Despite the booming industrial output, the demand for products began to slow as more people reached their consumption limits. This mismatch created economic strain that rippled through industries and financial institutions, ultimately exacerbating the Great Depression.

Inventory Surplus and Production Cuts

Factories faced warehouses filled with unsold products, from cars to farm equipment. To avoid further losses, manufacturers reduced production, which led to layoffs and reduced wages. This created a vicious cycle: fewer employed workers meant less consumer spending, which further reduced demand and increased the problem of overproduction.

Price Deflation and Falling Profits

The surplus of goods caused prices to drop in an attempt to stimulate sales. However, this price deflation hurt company profits and the overall economy. Many businesses struggled to stay afloat, and some went bankrupt, which led to widespread unemployment and financial panic.

Broader Economic Effects of Overproduction

Industrial overproduction had ripple effects beyond the manufacturing sector. It affected agriculture, banking, and international trade, amplifying the severity of the economic downturn.

Agricultural Overproduction

Farmers also produced more crops than could be sold, especially after World War I when European demand decreased. Falling crop prices left farmers unable to repay loans, causing many farms to fail and increasing rural poverty.

Bank Failures and Credit Crunch

The collapse of industries and farms caused many borrowers to default on loans, weakening banks. Bank failures led to a credit crunch, meaning businesses and consumers found it harder to borrow money, which further slowed economic activity.

International Impact

The economic troubles in the United States affected global trade. Countries relying on American markets faced declining exports, which contributed to a worldwide depression. Protective tariffs, like the Smoot-Hawley Tariff, worsened the situation by reducing international trade.

Attempts to Address Industrial Overproduction

Governments and economists tried various strategies to combat the problem of overproduction and revive the economy during the Great Depression.

Government Intervention and New Deal Policies

In the United States, President Franklin D. Roosevelt’s New Deal aimed to stimulate demand through public works projects, social welfare programs, and financial reforms. These efforts sought to increase employment and purchasing power to absorb surplus goods.

Production Control Measures

Some industries attempted to limit production to reduce surpluses and stabilize prices. For example, agricultural programs paid farmers to reduce crop acreage, aiming to raise commodity prices by cutting supply.

Monetary and Fiscal Policies

Central banks tried to manage credit and interest rates to encourage investment and spending, although policies were often inconsistent and initially failed to prevent the depression’s deepening.

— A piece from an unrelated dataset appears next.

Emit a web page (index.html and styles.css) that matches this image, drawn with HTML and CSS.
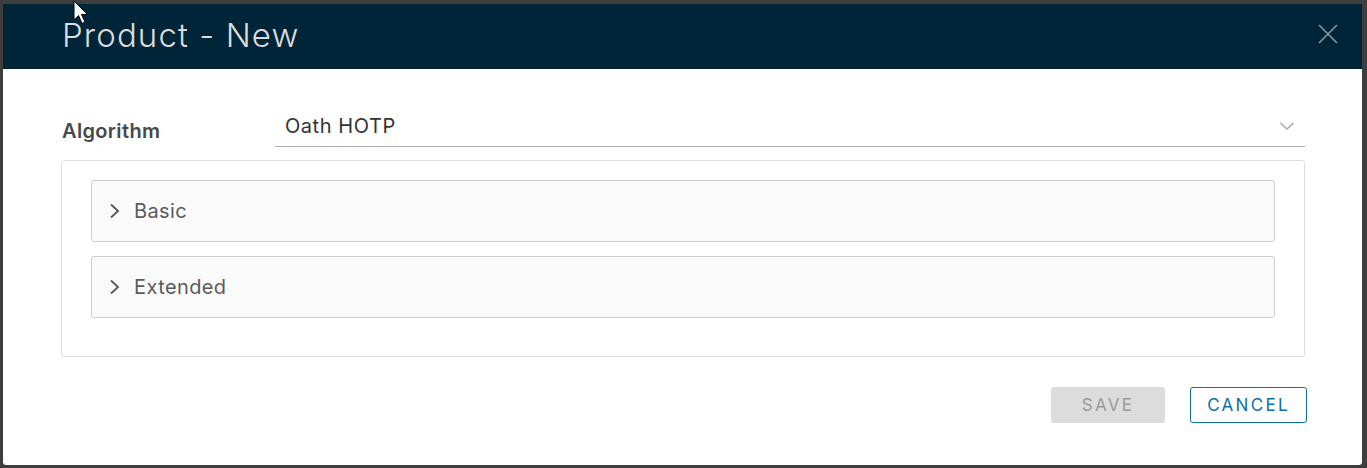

Lessons from Industrial Overproduction and the Great Depression

The Great Depression demonstrated how unchecked industrial overproduction without matching consumer demand could destabilize economies. It highlighted the importance of balanced economic growth, fair wealth distribution, and government regulation to prevent such imbalances.

Modern Economic Safeguards

Today, governments and international organizations monitor economic indicators to prevent overproduction crises. Policies focus on maintaining demand, supporting employment, and managing inflation and deflation to avoid repeating the mistakes of the past.

Summary of Key Points

  • Industrial overproduction refers to producing more goods than the market can consume, leading to surplus and economic imbalance.
  • The 1920s saw rapid technological advances that increased production but eventually outpaced consumer demand.
  • Overproduction led to falling prices, reduced profits, layoffs, and contributed significantly to the onset of the Great Depression.
  • The effects extended beyond manufacturing to agriculture, banking, and international trade, worsening the global economic crisis.
  • Government interventions, such as the New Deal, sought to address overproduction by stimulating demand and regulating production.
  • The Great Depression taught valuable lessons on economic balance and the dangers of unchecked industrial growth.

Industrial overproduction was a central factor in the economic collapse that defined the Great Depression. The imbalance between supply and demand created a chain reaction that affected industries, banks, and entire nations. Understanding this aspect of history is crucial in appreciating the complexities of economic cycles and the importance of sustainable growth. The lessons learned continue to influence economic policy and safeguard measures to prevent similar crises in the future.